What the exercise asks
Search the listing below for the string "components" and copy every line where it occurs.

Input
== == ==
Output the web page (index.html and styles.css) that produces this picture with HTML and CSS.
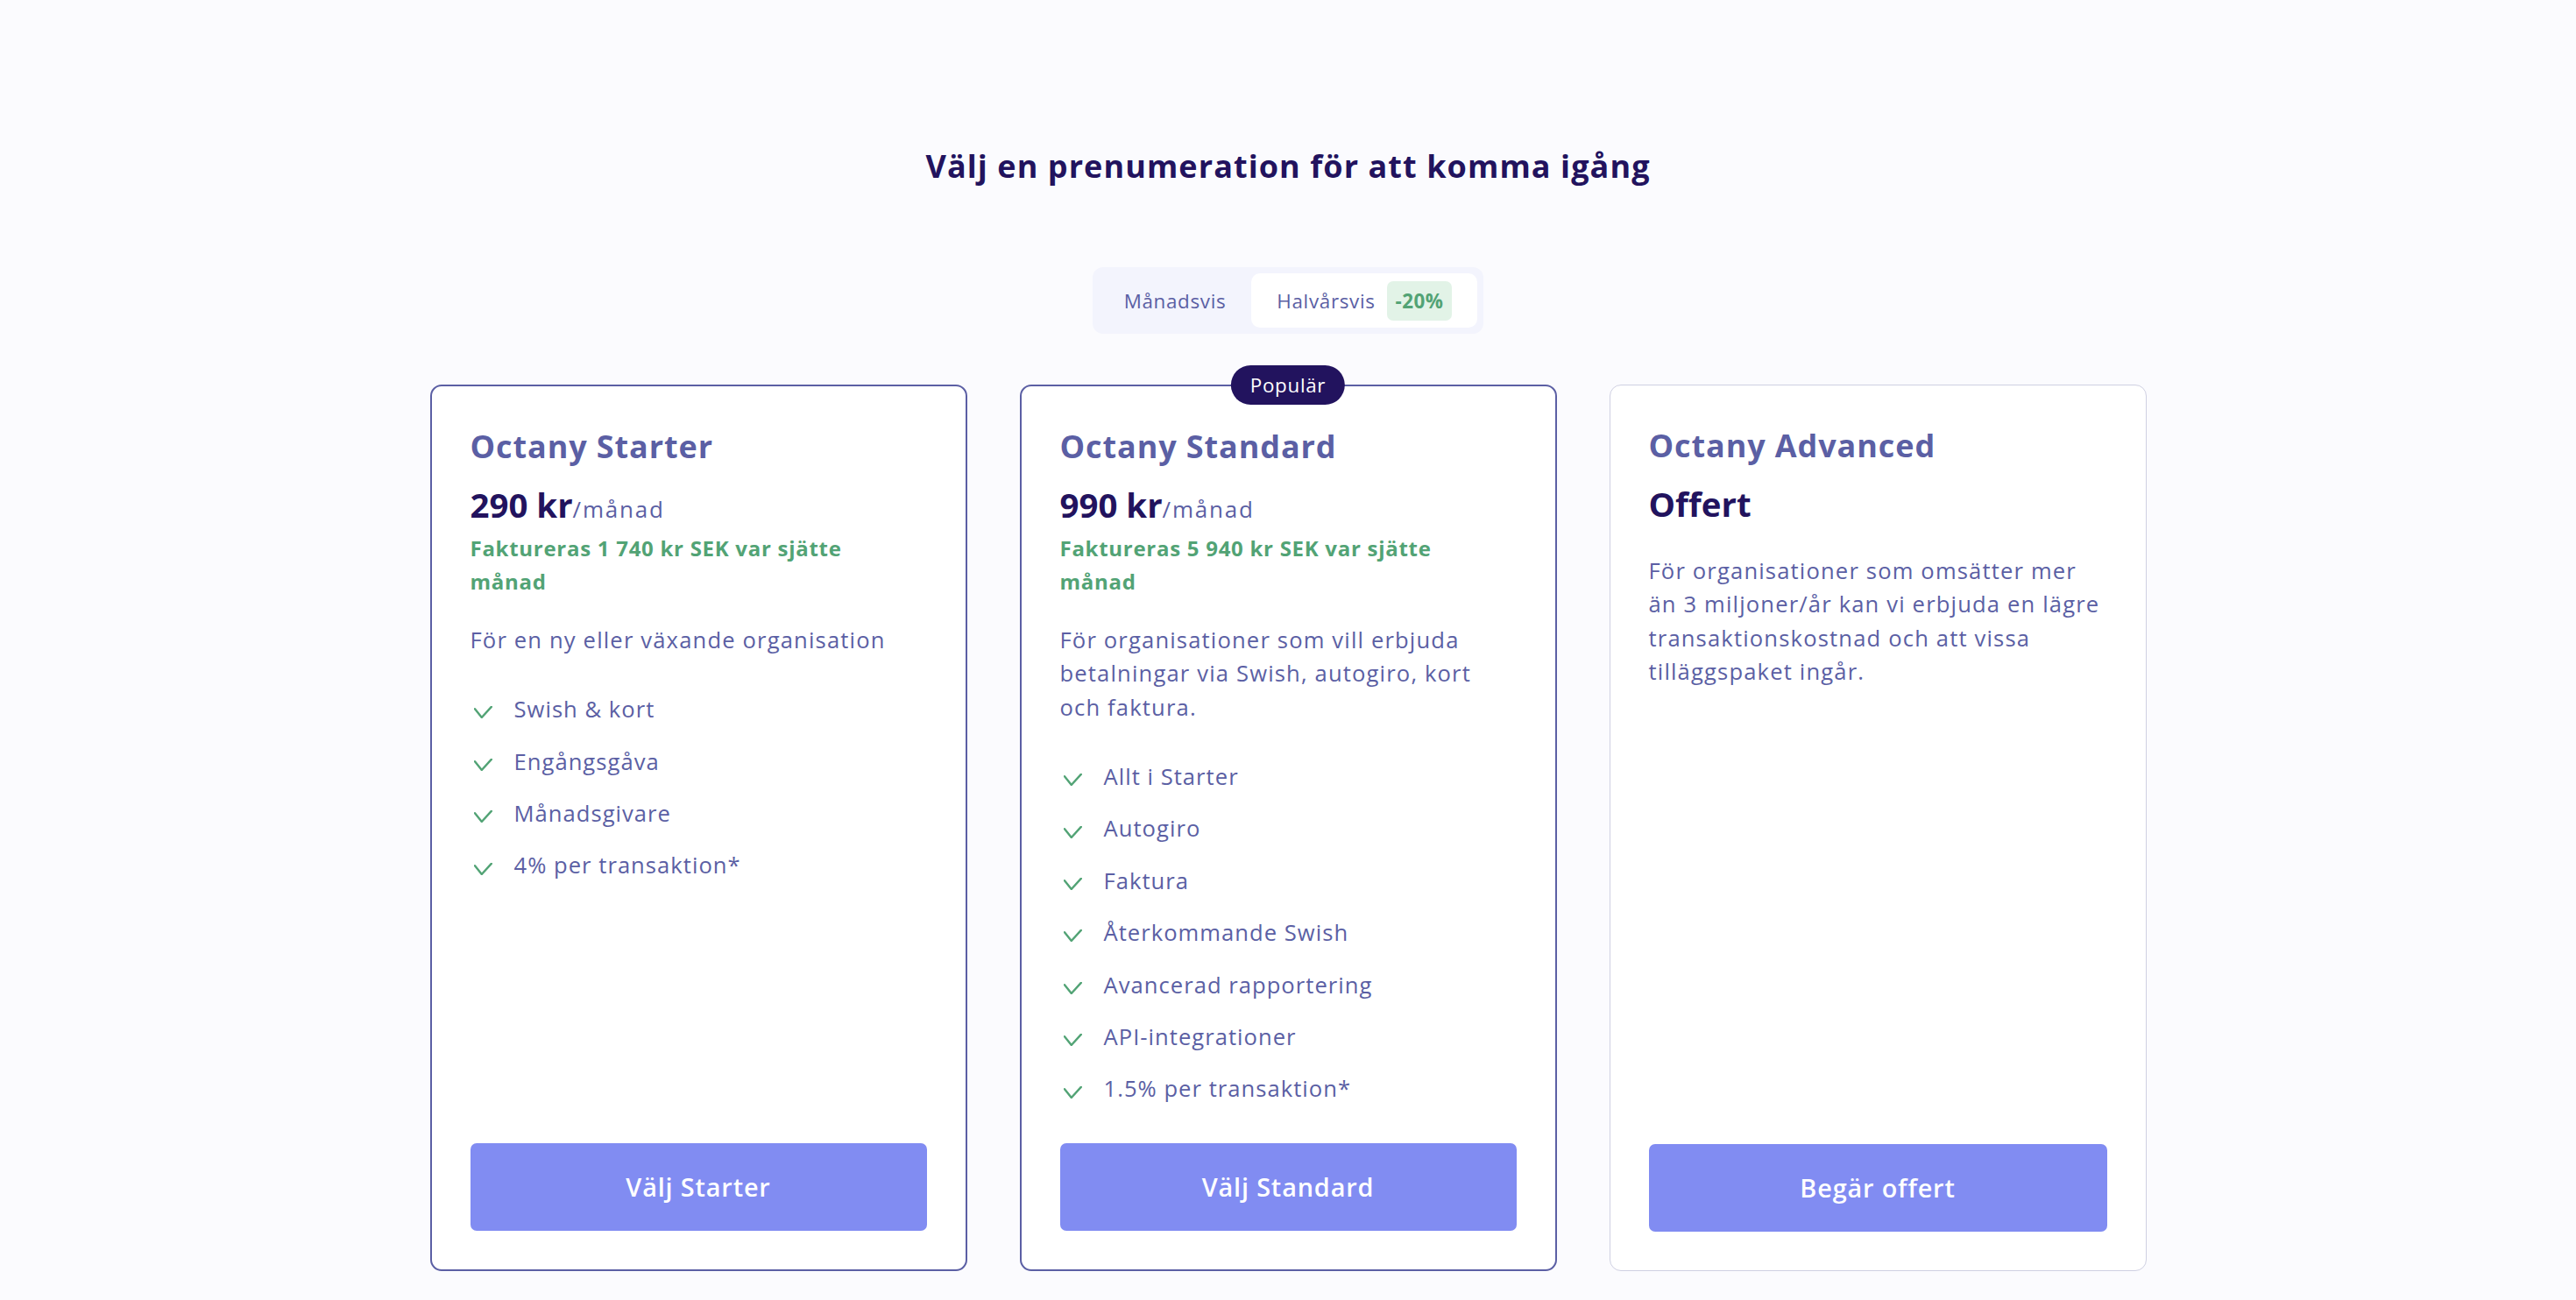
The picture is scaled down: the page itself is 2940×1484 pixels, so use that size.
== == ==
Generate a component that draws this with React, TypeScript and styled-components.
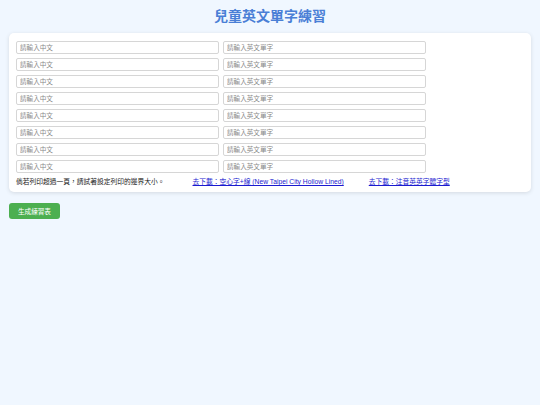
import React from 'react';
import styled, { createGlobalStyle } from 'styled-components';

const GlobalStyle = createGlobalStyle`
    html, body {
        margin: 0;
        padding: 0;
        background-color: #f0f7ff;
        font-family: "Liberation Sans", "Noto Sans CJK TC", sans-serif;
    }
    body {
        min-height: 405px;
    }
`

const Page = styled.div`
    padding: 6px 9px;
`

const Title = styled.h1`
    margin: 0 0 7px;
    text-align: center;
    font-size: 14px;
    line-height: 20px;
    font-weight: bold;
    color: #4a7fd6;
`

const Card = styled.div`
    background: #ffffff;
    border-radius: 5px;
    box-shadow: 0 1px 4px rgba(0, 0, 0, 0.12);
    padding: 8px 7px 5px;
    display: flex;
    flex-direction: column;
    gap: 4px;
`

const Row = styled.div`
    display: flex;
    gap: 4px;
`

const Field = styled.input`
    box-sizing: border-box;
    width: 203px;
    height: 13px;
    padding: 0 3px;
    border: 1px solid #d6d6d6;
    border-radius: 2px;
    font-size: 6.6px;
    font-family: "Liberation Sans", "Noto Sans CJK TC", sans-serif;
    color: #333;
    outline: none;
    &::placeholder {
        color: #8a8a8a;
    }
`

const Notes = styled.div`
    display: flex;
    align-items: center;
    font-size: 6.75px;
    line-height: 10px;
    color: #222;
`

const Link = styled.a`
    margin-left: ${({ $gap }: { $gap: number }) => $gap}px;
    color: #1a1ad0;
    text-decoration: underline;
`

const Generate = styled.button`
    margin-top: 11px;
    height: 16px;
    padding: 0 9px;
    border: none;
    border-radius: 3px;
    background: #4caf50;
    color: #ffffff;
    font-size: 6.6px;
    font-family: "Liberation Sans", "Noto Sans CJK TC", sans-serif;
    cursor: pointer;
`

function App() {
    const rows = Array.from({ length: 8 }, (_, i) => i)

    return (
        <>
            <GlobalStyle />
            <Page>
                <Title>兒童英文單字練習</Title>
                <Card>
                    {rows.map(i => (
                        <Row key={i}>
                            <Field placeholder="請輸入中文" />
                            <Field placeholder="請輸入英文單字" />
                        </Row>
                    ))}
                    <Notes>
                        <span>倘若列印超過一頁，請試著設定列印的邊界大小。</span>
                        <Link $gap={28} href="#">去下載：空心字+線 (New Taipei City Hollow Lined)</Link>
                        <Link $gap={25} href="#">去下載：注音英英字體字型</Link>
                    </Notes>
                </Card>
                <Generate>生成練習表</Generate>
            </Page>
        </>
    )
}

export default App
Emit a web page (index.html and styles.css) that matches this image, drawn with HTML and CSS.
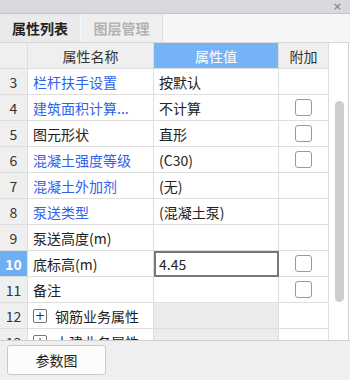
== == ==
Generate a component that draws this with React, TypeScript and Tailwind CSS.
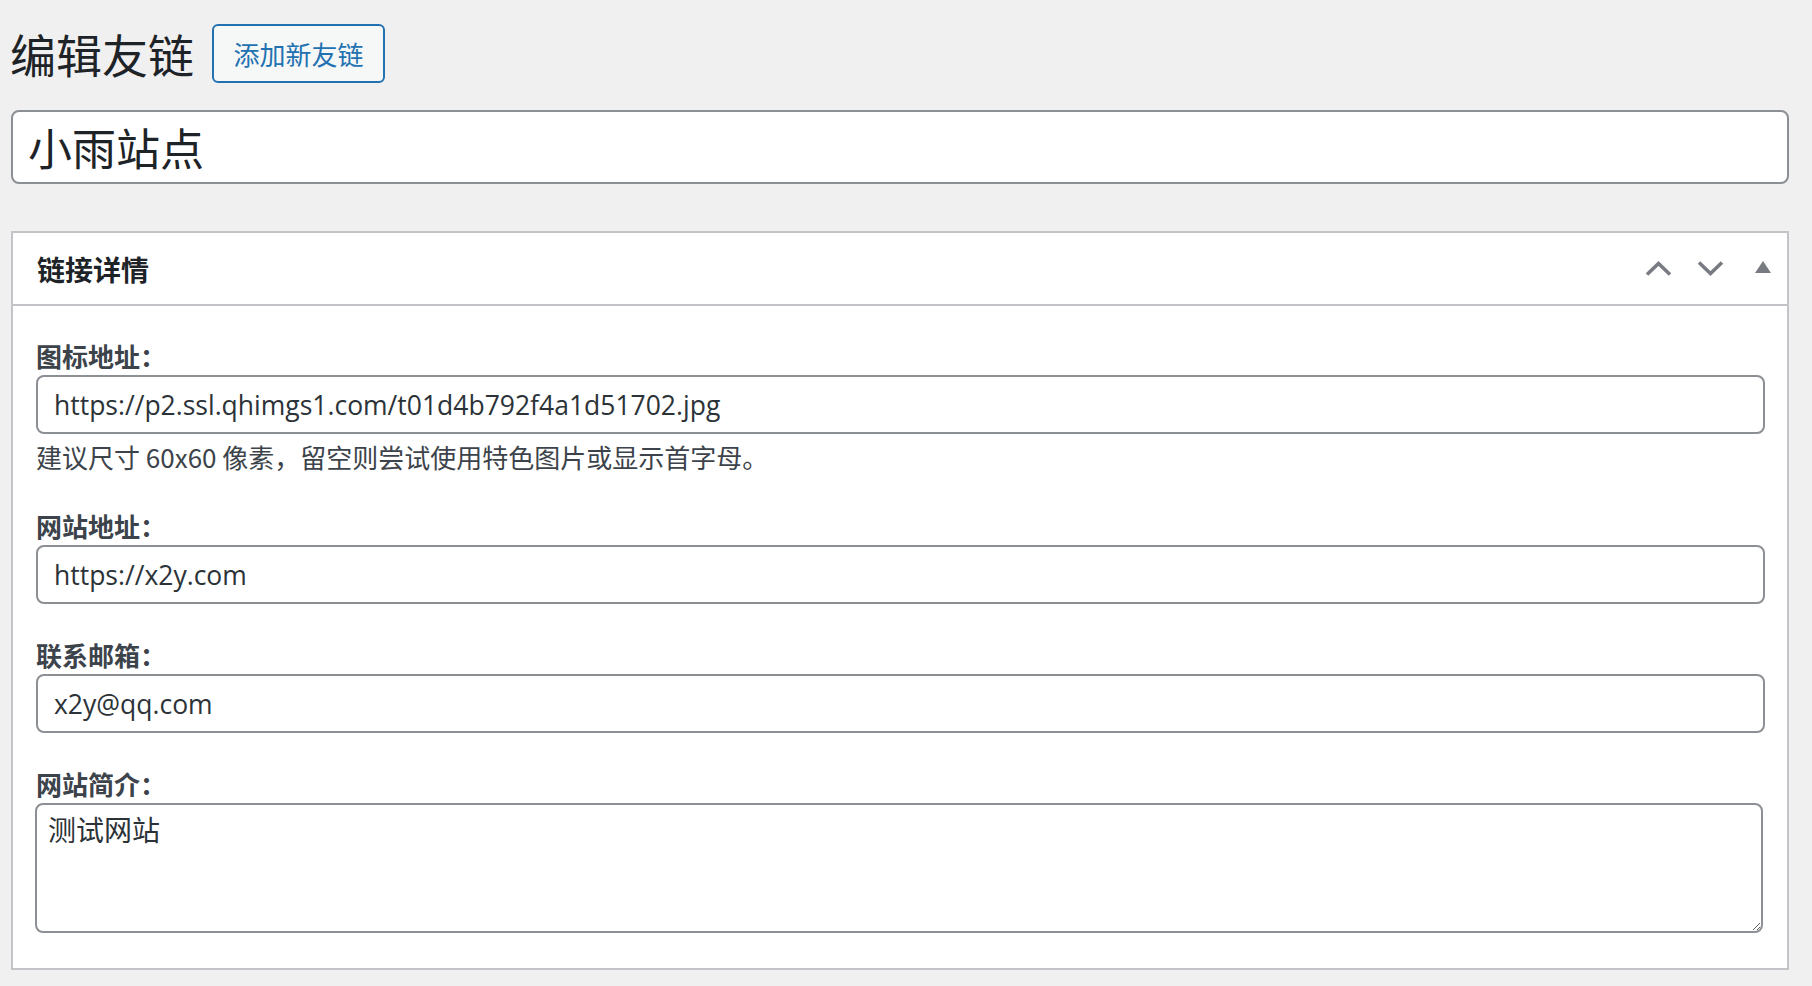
== == ==
Full solution
Generate a component that draws this with React, TypeScript and styled-components.
import styled, { createGlobalStyle } from 'styled-components';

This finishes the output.